Communicating performance information quickly and effectively allows a business to adapt and respond when something is not working, another part of managing risk. The sooner you can get people to realise what is and isn’t working, the sooner they can take action to rectify it.

Baker and his team helped to provide frameworks and approaches to incorporate risk considerations into the day-today work of other teams.

And he was able “to show that where you improve risk management … you can improve performance,” he said. That motivates people to engage with risk and look for better ways of doing what they are doing.

Now, Baker said, people are saying, “I can see why forward-looking at risk is so important for our long-term success.”

Improving performance is the reason Baker promoted more informed decision-making. “When that is your driver,” he said, “you then get focused on the real risk, and that engages everybody, from the board all the way through the business.”


Example of market assessment: China

Looking at market trends in China, the Pentland team observed that there had been a boom in the construction of 50-metre swimming pools, which suggested participation in swimming would increase. This presented an opportunity for the Speedo swimwear line. The team assessed the potential market growth and the specifics of the market, asking questions such as “How do consumers make purchasing decisions?”, “Which channels do they use to make their purchase?”, and “Does the product need to be customised or adapted for the market?”
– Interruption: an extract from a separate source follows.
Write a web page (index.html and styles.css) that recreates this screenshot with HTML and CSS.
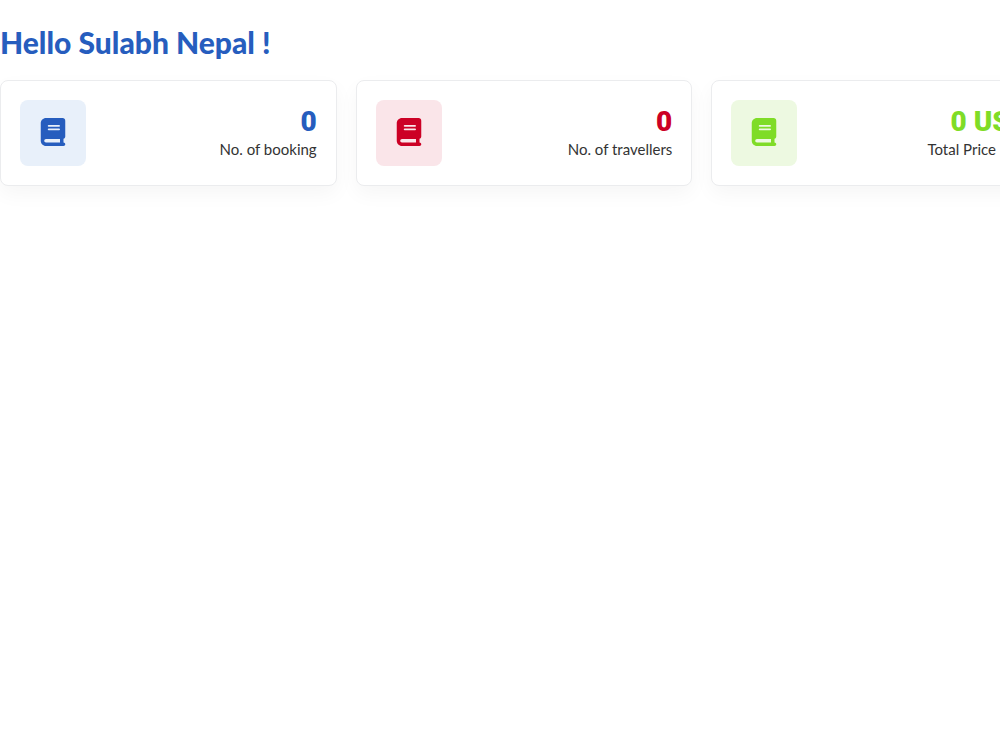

The Speedo brand has now had a presence in China for more than seven years. The growing success of the Chinese national team at the Olympic Games (including five gold medals in swimming in London in 2012) inspired more people to get involved in the sport. There is also a greater awareness across the country of the health benefits of swimming, all contributing to increased participation over the past eight years. In contrast, in a mature market such as the UK, swimming participation has decreased in recent years, making China a golden opportunity for Pentland.